ELPITHA TSOUTSOUNAKIS

2023

About the Fellow

Elpitha Tsoutsounakis (she/her) is a Cretan American designer, printer, and educator based in so-called Salt Lake City. She is a founding faculty and assistant professor in the Division of Multi-disciplinary Design at the University of Utah where she teaches visual strategy, research methods, and design studio. She completed a BS in architecture at the University of Utah and a Masters in architecture at the University of Texas at Austin. Her creative practice with Ochre engages design ethics and materiality through feminist, anti-colonial, and anti-capitalist relations to more-than-human worlds. Her work has been featured in the New York Times and Southwest Contemporary and she was named a 2023 Design Arts Fellow by the Utah State Division of Arts and Museums. Her work with the Field Studio Geontological Survey will be in the Time Space Existence exhibition hosted by the European Cultural Centre in Venice, Italy from May through November of 2023.

Header image: Elpitha Tsoutsounakis at Spring Summit 2022 in Green River, UT



About the Work

Field Studio Geontological Survey (FSGS) is a design research collective assembling and extending Ochre dimensions. FSGS is a bifurcation of practice established by the early land surveys of the mid-19th Century. Those proto-surveys were eventually formalized as the United States Geological Survey (USGS) by act of the United States Congress in 1879.[1] Since then, the USGS has mediated our understanding—and relations to—the nonhuman as raw material or natural resource to be extracted. This constructs dualisms in which humans survey/observe, catalog, map, and publish abstract values of terrestrial beings enclosing the agency of the more-than-human.  FSGS engages the incommensurability that emerges from an assemblage practice that attempts to diverge from extraction logics.
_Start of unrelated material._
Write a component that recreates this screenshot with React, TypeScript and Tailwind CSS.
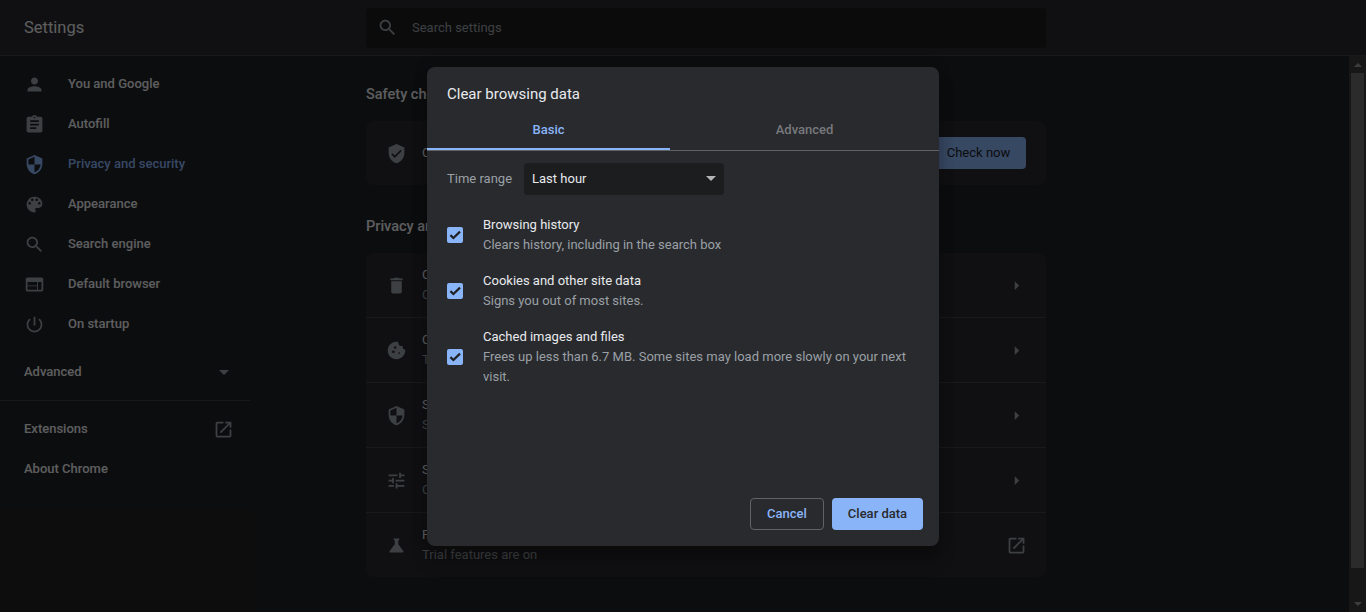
const icons = {
  person: "M12 12c2.21 0 4-1.79 4-4s-1.79-4-4-4-4 1.79-4 4 1.79 4 4 4zm0 2c-2.67 0-8 1.34-8 4v2h16v-2c0-2.66-5.33-4-8-4z",
  assignment: "M19 3h-4.18C14.4 1.84 13.3 1 12 1c-1.3 0-2.4.84-2.82 2H5c-1.1 0-2 .9-2 2v14c0 1.1.9 2 2 2h14c1.1 0 2-.9 2-2V5c0-1.1-.9-2-2-2zm-7 0c.55 0 1 .45 1 1s-.45 1-1 1-1-.45-1-1 .45-1 1-1zm2 14H7v-2h7v2zm3-4H7v-2h10v2zm0-4H7V7h10v2z",
  security: "M12 1L3 5v6c0 5.55 3.84 10.74 9 12 5.16-1.26 9-6.45 9-12V5l-9-4zm0 10.99h7c-.53 4.12-3.28 7.79-7 8.94V12H5V6.3l7-3.11v8.8z",
  palette: "M12 3c-4.97 0-9 4.03-9 9s4.03 9 9 9c.83 0 1.5-.67 1.5-1.5 0-.39-.15-.74-.39-1.01-.23-.26-.38-.61-.38-.99 0-.83.67-1.5 1.5-1.5H16c2.76 0 5-2.24 5-5 0-4.42-4.03-8-9-8zm-5.5 9c-.83 0-1.5-.67-1.5-1.5S5.67 9 6.5 9 8 9.67 8 10.5 7.33 12 6.5 12zm3-4C8.67 8 8 7.33 8 6.5S8.67 5 9.5 5s1.5.67 1.5 1.5S10.33 8 9.5 8zm5 0c-.83 0-1.5-.67-1.5-1.5S13.67 5 14.5 5s1.5.67 1.5 1.5S15.33 8 14.5 8zm3 4c-.83 0-1.5-.67-1.5-1.5S16.67 9 17.5 9s1.5.67 1.5 1.5-.67 1.5-1.5 1.5z",
  search: "M15.5 14h-.79l-.28-.27C15.41 12.59 16 11.11 16 9.5 16 5.91 13.09 3 9.5 3S3 5.91 3 9.5 5.91 16 9.5 16c1.61 0 3.09-.59 4.23-1.57l.27.28v.79l5 4.99L20.49 19l-4.99-5zm-6 0C7.01 14 5 11.99 5 9.5S7.01 5 9.5 5 14 7.01 14 9.5 11.99 14 9.5 14z",
  web: "M20 4H4c-1.1 0-1.99.9-1.99 2L2 18c0 1.1.9 2 2 2h16c1.1 0 2-.9 2-2V6c0-1.1-.9-2-2-2zm-5 14H4v-4h11v4zm0-5H4V9h11v4zm5 5h-4V9h4v9z",
  power: "M13 3h-2v10h2V3zm4.83 2.17l-1.42 1.42C17.99 7.86 19 9.81 19 12c0 3.87-3.13 7-7 7s-7-3.13-7-7c0-2.19 1.01-4.14 2.58-5.42L6.17 5.17C4.23 6.82 3 9.26 3 12c0 4.97 4.03 9 9 9s9-4.03 9-9c0-2.74-1.23-5.18-3.17-6.83z",
  openNew: "M19 19H5V5h7V3H5c-1.11 0-2 .9-2 2v14c0 1.1.89 2 2 2h14c1.1 0 2-.9 2-2v-7h-2v7zM14 3v2h3.59l-9.83 9.83 1.41 1.41L19 6.41V10h2V3h-7z",
  trash: "M6 19c0 1.1.9 2 2 2h8c1.1 0 2-.9 2-2V7H6v12zM19 4h-3.5l-1-1h-5l-1 1H5v2h14V4z",
  verified: "M12 1L3 5v6c0 5.55 3.84 10.74 9 12 5.16-1.26 9-6.45 9-12V5l-9-4zm-2 16l-4-4 1.41-1.41L10 14.17l6.59-6.59L18 9l-8 8z",
  cookie: "M21.95 10.99c-1.79-.03-3.7-1.95-2.68-4.22-2.97 1-5.78-1.59-5.19-4.56C7.11.74 2 6.41 2 12c0 5.52 4.48 10 10 10 5.89 0 10.54-5.08 9.95-11.01zM8.5 15c-.83 0-1.5-.67-1.5-1.5S7.67 12 8.5 12s1.5.67 1.5 1.5S9.33 15 8.5 15zm2-5C9.67 10 9 9.33 9 8.5S9.67 7 10.5 7s1.5.67 1.5 1.5-.67 1.5-1.5 1.5zm4.5 6c-.55 0-1-.45-1-1s.45-1 1-1 1 .45 1 1-.45 1-1 1z",
  tune: "M3 17v2h6v-2H3zM3 5v2h10V5H3zm10 16v-2h8v-2h-8v-2h-2v6h2zM7 9v2H3v2h4v2h2V9H7zm14 4v-2H11v2h10zm-6-4h2V7h4V5h-4V3h-2v6z",
  science: "M19.8 18.4L14 10.67V6.5l1.35-1.69c.26-.33.03-.81-.39-.81H9.04c-.42 0-.65.48-.39.81L10 6.5v4.17L4.2 18.4c-.49.66-.02 1.6.8 1.6h14c.82 0 1.29-.94.8-1.6z",
  caretRight: "M10 17l5-5-5-5v10z",
};

function Icon({ d, className }: { d: string; className?: string }) {
  return (
    <svg viewBox="0 0 24 24" fill="currentColor" className={className}>
      <path d={d} />
    </svg>
  );
}

const navItems = [
  { label: "You and Google", icon: icons.person },
  { label: "Autofill", icon: icons.assignment },
  { label: "Privacy and security", icon: icons.security, active: true },
  { label: "Appearance", icon: icons.palette },
  { label: "Search engine", icon: icons.search },
  { label: "Default browser", icon: icons.web },
  { label: "On startup", icon: icons.power },
];

const privacyRows = [
  { title: "Clear browsing data", sub: "Clear history, cookies, cache, and more", icon: icons.trash },
  { title: "Cookies and other site data", sub: "Third-party cookies are blocked in Incognito mode", icon: icons.cookie },
  { title: "Security", sub: "Safe Browsing (protection from dangerous sites) and other security settings", icon: icons.security },
  { title: "Site settings", sub: "Controls what information sites can use and show", icon: icons.tune },
  { title: "Privacy Sandbox", sub: "Trial features are on", icon: icons.science, external: true },
];

const clearOptions = [
  { title: "Browsing history", sub: "Clears history, including in the search box" },
  { title: "Cookies and other site data", sub: "Signs you out of most sites." },
  { title: "Cached images and files", sub: "Frees up less than 6.7 MB. Some sites may load more slowly on your next visit." },
];

function Sidebar() {
  return (
    <nav className="w-[250px] shrink-0 pt-2 text-[13px] font-medium text-[#e8eaed]">
      {navItems.map((item) => (
        <div
          key={item.label}
          className={`flex h-10 items-center pl-6 ${item.active ? "text-[#8ab4f8]" : ""}`}
        >
          <Icon
            d={item.icon}
            className={`-ml-[0.5px] mr-[0.5px] h-[21px] w-[21px] ${item.active ? "text-[#8ab4f8]" : "text-[#9aa0a6]"}`}
          />
          <span className="ml-[23px]">{item.label}</span>
        </div>
      ))}
      <div className="mt-2 flex h-10 items-center justify-between pl-6 pr-[21px]">
        <span>Advanced</span>
        <span className="h-0 w-0 border-x-[5px] border-t-[5px] border-x-transparent border-t-[#9aa0a6]" />
      </div>
      <div className="mt-2 border-t border-[#3f4042] pt-2">
        <div className="flex h-10 items-center justify-between pl-6 pr-4">
          <span>Extensions</span>
          <Icon d={icons.openNew} className="h-[21px] w-[21px] text-[#9aa0a6]" />
        </div>
        <div className="flex h-10 items-center pl-6">About Chrome</div>
      </div>
    </nav>
  );
}

function Content() {
  return (
    <main className="ml-[116px] w-[680px] shrink-0 text-[13px] text-[#e8eaed]">
      <h2 className="flex h-[65px] items-end pb-[15px] text-[14.5px] font-medium">Safety check</h2>
      <div className="flex h-16 items-center rounded-lg bg-[#292a2d] pl-5 pr-5">
        <Icon d={icons.verified} className="-ml-[0.5px] mr-[0.5px] h-[21px] w-[21px] text-[#9aa0a6]" />
        <span className="ml-[15px] flex-1">Chrome can help keep you safe from data breaches, bad extensions, and more</span>
        <button className="flex h-8 w-[95px] items-center justify-center rounded bg-[#8ab4f8] font-normal text-[#202124]">
          Check now
        </button>
      </div>
      <h2 className="flex h-[68px] items-end pb-[15px] text-[14.5px] font-medium">Privacy and security</h2>
      <div className="rounded-lg bg-[#292a2d]">
        {privacyRows.map((row, i) => (
          <div
            key={row.title}
            className={`flex items-center pl-5 pr-[19.5px] ${i > 0 ? "h-[65px] border-t border-[#3f4042]" : "h-16"}`}
          >
            <Icon d={row.icon} className="-ml-[0.5px] mr-[0.5px] h-[21px] w-[21px] text-[#9aa0a6]" />
            <div className="ml-[15px] flex-1 leading-5">
              <div>{row.title}</div>
              <div className="text-[#9aa0a6]">{row.sub}</div>
            </div>
            {row.external ? (
              <Icon d={icons.openNew} className="h-[21px] w-[21px] text-[#9aa0a6]" />
            ) : (
              <Icon d={icons.caretRight} className="h-[21px] w-[21px] text-[#9aa0a6]" />
            )}
          </div>
        ))}
      </div>
    </main>
  );
}

function Scrollbar() {
  return (
    <div className="ml-auto flex w-[17px] shrink-0 flex-col items-center bg-[#3a3a3a]">
      <div className="flex h-[17px] w-full items-center justify-center">
        <span className="h-0 w-0 border-x-[4px] border-b-[4px] border-x-transparent border-b-[#9a9a9a]" />
      </div>
      <div className="h-[495px] w-[13px] bg-[#6b6b6b]" />
      <div className="mt-auto flex h-[17px] w-full items-center justify-center">
        <span className="h-0 w-0 border-x-[4px] border-t-[4px] border-x-transparent border-t-[#9a9a9a]" />
      </div>
    </div>
  );
}

function Checkbox() {
  return (
    <span className="flex h-4 w-4 shrink-0 items-center justify-center rounded-[2px] bg-[#8ab4f8]">
      <svg viewBox="0 0 16 16" fill="none" stroke="#202124" strokeWidth="2.2" className="h-4 w-4">
        <path d="M3.4 8.1 6.4 11 13 4.6" />
      </svg>
    </span>
  );
}

function ClearDialog() {
  return (
    <div className="flex h-[479px] w-[512px] flex-col rounded-lg bg-[#292a2d] text-[13px] text-[#e8eaed] shadow-[0_0_16px_rgba(0,0,0,0.12),0_16px_16px_rgba(0,0,0,0.24)]">
      <h1 className="pl-5 pt-[17px] text-[15px] leading-5">Clear browsing data</h1>
      <div className="mt-[5px] flex h-[42px] border-b border-[#5f6368]">
        <div className="flex w-[243px] items-center justify-center border-b-2 border-[#8ab4f8] pt-1 font-medium text-[#8ab4f8]">
          Basic
        </div>
        <div className="flex flex-1 items-center justify-center pb-0.5 pt-1 font-medium text-[#77797d]">Advanced</div>
      </div>
      <div className="flex-1 px-5">
        <div className="mt-[12px] flex items-center">
          <span className="text-[#9aa0a6]">Time range</span>
          <div className="ml-3 flex h-8 w-[200px] items-center justify-between rounded bg-[#1c1d1f] pl-2 pr-[8px]">
            <span>Last hour</span>
            <span className="h-0 w-0 border-x-[5px] border-t-[5px] border-x-transparent border-t-[#b5b5b5]" />
          </div>
        </div>
        <div className="mt-5">
          {clearOptions.map((opt, i) => (
            <div key={opt.title} className={`flex items-center leading-5 ${i > 0 ? "mt-4" : ""}`}>
              <Checkbox />
              <div className="ml-5">
                <div>{opt.title}</div>
                <div className="text-[#9aa0a6]">{opt.sub}</div>
              </div>
            </div>
          ))}
        </div>
      </div>
      <div className="flex justify-end gap-2 pb-4 pr-4">
        <button className="h-8 w-[74px] rounded border border-[#5f6368] font-medium text-[#8ab4f8]">Cancel</button>
        <button className="h-8 w-[91px] rounded bg-[#8ab4f8] font-medium text-[#292a2d]">Clear data</button>
      </div>
    </div>
  );
}

export default function App() {
  return (
    <div className="relative flex h-screen w-full flex-col overflow-hidden bg-[#202124] font-['Roboto',sans-serif]">
      <header className="flex h-14 shrink-0 items-center border-b border-[#3f4042] bg-[#292a2d]">
        <div className="w-[366px] pl-6 pt-0.5 text-[16.5px] text-[#e8eaed]">Settings</div>
        <div className="flex h-10 w-[680px] items-center rounded bg-[#1c1d1f] pl-[11px] text-[13px] text-[#9aa0a6]">
          <Icon d={icons.search} className="h-[21px] w-[21px]" />
          <span className="ml-[14px]">Search settings</span>
        </div>
      </header>
      <div className="flex min-h-0 flex-1">
        <Sidebar />
        <Content />
        <Scrollbar />
      </div>
      <div className="absolute inset-0 flex items-center justify-center bg-black/60">
        <ClearDialog />
      </div>
    </div>
  );
}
FSGS is an anti-colonial, anti-capitalist, feminist practice—an alternative mapping of place in geological time through matter(s) of care.[2] This practice forms relations with geological terrestrial beings instead of positioning them as anonymous resource. It expands the world making capacity of the survey and map, atlas and archive. FSGS practice is carried out in three modes: 1. Field Operations—in which FSGS collaborators assemble Ochres from sites identified for their entanglements in extraction histories and practices. 2. Community Operations—gatherings to celebrate and educate. These operations invite the public to participate with Ochre during Ochre Office Hours, participatory demonstrations, and field trips. 3. Studio Operations—where ancient iron seabed meets modern steel press bed, Ochre bodies are extended to pigment and swatch dimensions and FSGS products are manufactured and published. From Ochre, color is material—grounding us back in relation with the earth. The question is not if color is abstract or natural, external or perceived—an Ochre color theory is relational beyond aesthetics.

[1]  The Organic Act of the U.S. Geological Survey, U.S. Statutes at Large, v. 20, p. 394

[2]  Puig de la Bellacasa, M. (2017). Matters of Care: Speculative Ethics in More Than Human Worlds. United States: University of Minnesota Press.